Indeed, one of the biggest winners from the growth in 2012 was the Philippines’ cement sector. According to the Cement Manufacturers Association (CEMAP), demand for cement rose by 18% in 2012, the sharpest increase in 15 years. While prospects for the industry are seen as good for 2013 as well, the rate of growth is expected to be below that of 2012, with expansion of up to 10%.

In early 2013, Ernesto Ordoñez, president of the CEMAP, said higher spending from the government on infrastructure developments would boost turnover.

Increased investments in building developments are also expected to fuel the sector’s expansion this year. Lafarge Republic, for example, one of the Philippines’ largest cement companies, is engaged in an aggressive expansion strategy to increase capacity within each of its manufacturing plants and subsidiaries to supply an additional 200,000 tonnes of cement per year in Luzon, 650,000 tonnes per year in Visayas and another 100,000 tonnes per year in Mindanao in 2013.

“Given the rapid growth in construction investment, the outlook for the cement industry is positive, and most players are engaged in expansion plans to meet the growing demand for cement, aggregates, and concrete,” Don Lee, president of Lafarge Holdings, told OBG."

It appears increased state investments have already impacted cement producers, with several of the largest companies in the sector posting strong earnings for 2012. At the end of February 2012 results for one of the biggest, Holcim, showed sales up by 21%, following a fall of 5% the previous year. The company’s net income rose from the 2011 figure of around $50m to $89m, an increase of just under 80%.

Eduardo Sahagun, CEO of Holcim, said strong construction activity in both the public and private sectors drove growth. “The cement industry has been growing at an average of 4% to 5% for the past 10 years,” he told OBG. “Since most infrastructure was brought to a standstill due to the new incoming government, the industry grew at 1% in 2011 as opposed to 7% in 2010. However, 2012 was a catch up year that saw exceptional growth of 20%.”

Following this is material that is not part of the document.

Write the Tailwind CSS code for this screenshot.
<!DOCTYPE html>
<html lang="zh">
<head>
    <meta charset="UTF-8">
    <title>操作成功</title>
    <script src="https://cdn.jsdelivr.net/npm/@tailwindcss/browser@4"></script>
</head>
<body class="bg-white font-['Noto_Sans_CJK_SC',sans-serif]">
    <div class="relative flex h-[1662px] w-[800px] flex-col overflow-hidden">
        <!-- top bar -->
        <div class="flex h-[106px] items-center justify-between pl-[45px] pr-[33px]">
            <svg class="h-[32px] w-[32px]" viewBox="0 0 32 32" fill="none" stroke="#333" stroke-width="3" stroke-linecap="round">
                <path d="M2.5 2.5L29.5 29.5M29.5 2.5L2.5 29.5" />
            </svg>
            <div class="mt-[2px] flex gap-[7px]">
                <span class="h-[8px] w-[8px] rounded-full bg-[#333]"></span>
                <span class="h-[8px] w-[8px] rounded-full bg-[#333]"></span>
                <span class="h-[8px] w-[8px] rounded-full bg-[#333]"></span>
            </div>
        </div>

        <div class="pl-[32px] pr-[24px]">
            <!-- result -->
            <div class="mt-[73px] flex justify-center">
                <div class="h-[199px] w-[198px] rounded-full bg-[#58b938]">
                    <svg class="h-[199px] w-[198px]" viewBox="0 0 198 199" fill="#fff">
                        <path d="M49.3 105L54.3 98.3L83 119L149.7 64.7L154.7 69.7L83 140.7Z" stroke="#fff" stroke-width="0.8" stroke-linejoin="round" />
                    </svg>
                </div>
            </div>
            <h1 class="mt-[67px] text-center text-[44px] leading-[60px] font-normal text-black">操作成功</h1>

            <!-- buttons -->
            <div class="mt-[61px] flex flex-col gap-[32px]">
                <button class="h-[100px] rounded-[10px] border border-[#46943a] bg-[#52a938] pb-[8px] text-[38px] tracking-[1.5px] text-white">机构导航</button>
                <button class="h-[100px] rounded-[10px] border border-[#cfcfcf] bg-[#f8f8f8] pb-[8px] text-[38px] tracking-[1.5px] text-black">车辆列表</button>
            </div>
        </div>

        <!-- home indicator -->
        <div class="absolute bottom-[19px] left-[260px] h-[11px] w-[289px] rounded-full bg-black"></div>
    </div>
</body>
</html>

Another leading firm, Southeast Asia Cement Holdings (Seacem) reported to the Philippines Stock Exchange on February 11 that its year-end profits for 2012 were $92m, more than eight times its 2011 result of $11m.

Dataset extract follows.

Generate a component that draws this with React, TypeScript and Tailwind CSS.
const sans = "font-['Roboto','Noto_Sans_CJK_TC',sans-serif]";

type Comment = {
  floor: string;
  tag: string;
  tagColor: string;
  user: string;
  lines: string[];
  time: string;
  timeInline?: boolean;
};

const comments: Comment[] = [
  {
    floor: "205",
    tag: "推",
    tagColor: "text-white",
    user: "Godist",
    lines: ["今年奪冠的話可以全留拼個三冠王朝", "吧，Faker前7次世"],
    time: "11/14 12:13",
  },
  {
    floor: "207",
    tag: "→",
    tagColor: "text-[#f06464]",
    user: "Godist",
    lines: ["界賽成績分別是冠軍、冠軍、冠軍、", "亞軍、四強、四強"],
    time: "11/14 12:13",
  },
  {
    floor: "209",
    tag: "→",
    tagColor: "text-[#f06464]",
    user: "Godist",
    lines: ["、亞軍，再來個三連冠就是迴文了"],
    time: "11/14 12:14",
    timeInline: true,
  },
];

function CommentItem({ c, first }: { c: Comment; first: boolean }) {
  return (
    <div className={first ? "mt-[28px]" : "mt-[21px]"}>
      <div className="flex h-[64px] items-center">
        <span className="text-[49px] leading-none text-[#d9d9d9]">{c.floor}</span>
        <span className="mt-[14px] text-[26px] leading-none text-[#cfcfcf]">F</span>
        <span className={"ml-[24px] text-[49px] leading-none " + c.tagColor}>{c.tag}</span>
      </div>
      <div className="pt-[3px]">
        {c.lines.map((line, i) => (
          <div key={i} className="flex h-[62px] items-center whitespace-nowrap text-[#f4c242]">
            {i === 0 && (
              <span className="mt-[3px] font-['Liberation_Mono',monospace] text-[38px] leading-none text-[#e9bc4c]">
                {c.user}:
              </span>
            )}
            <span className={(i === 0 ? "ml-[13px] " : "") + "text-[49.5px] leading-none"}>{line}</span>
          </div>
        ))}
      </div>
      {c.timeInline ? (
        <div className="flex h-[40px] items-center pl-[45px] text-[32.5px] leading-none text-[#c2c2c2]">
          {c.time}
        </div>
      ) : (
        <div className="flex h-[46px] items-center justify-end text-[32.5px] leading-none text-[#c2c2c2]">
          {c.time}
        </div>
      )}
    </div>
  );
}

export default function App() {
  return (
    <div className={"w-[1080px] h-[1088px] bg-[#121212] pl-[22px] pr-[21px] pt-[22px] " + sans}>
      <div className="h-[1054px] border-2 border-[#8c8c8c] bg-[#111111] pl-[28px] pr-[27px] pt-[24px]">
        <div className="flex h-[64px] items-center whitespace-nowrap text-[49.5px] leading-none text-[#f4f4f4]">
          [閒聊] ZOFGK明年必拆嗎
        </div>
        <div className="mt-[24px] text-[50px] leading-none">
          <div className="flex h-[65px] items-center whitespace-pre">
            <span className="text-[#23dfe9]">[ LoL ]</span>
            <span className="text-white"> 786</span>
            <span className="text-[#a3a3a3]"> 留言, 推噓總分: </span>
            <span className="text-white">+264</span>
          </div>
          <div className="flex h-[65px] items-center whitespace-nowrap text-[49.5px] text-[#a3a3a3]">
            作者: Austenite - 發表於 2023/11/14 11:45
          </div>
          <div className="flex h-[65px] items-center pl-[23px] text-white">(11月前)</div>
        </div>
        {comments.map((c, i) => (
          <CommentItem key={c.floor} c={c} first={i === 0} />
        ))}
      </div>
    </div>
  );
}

While the results are positive, there could be a downside for the economy. There are concerns that shortages could push up prices, which in turn could drive up inflation. The Bangko Sentral ng Pilipinas (BSP), the central bank, has moved to dispel these concerns, saying any price increase could be indicative of a surge in growth in the building sector.

On March 2, Diwa Guinigundo, the deputy governor of BSP, said inflation was well in hand, being at the lower end of the 2.8-3.7% range targeted by the reserve for February, despite the rising costs of cement. “Prices of commodities are generally stable, with slight price increases for cement. The increase in cement prices should not be viewed negatively, as this signals renewed business activities in the construction sector,” Guinigundo said.

To some degree, this supply-side pressure could be eased by a planned increase in production. Looking to consolidate on the strong performances of 2012, most of the Philippines’ leading cement producers have announced plans to expand production capacity, either bringing dormant plants back on line or opening new facilities.

One other concern will be the government’s ability to maintain a steady flow of new developments. The state has committed to infrastructure projects worth $11bn in 2013, which it intends to increase to $16.74bn by 2015. However, the government has struggled to roll out large-scale developments in a timely manner in the past, with delays over planning and approval processes and funding allocations postponing start-ups and pushing back completion dates.

If the government can streamline its own contribution, it is likely the construction industry will be able to meet the higher demands placed upon it by the investment programme, while also serving the private sector’s needs, which will provide the infrastructure needed to enable more efficient growth of other key segments of the economy such as agriculture and tourism.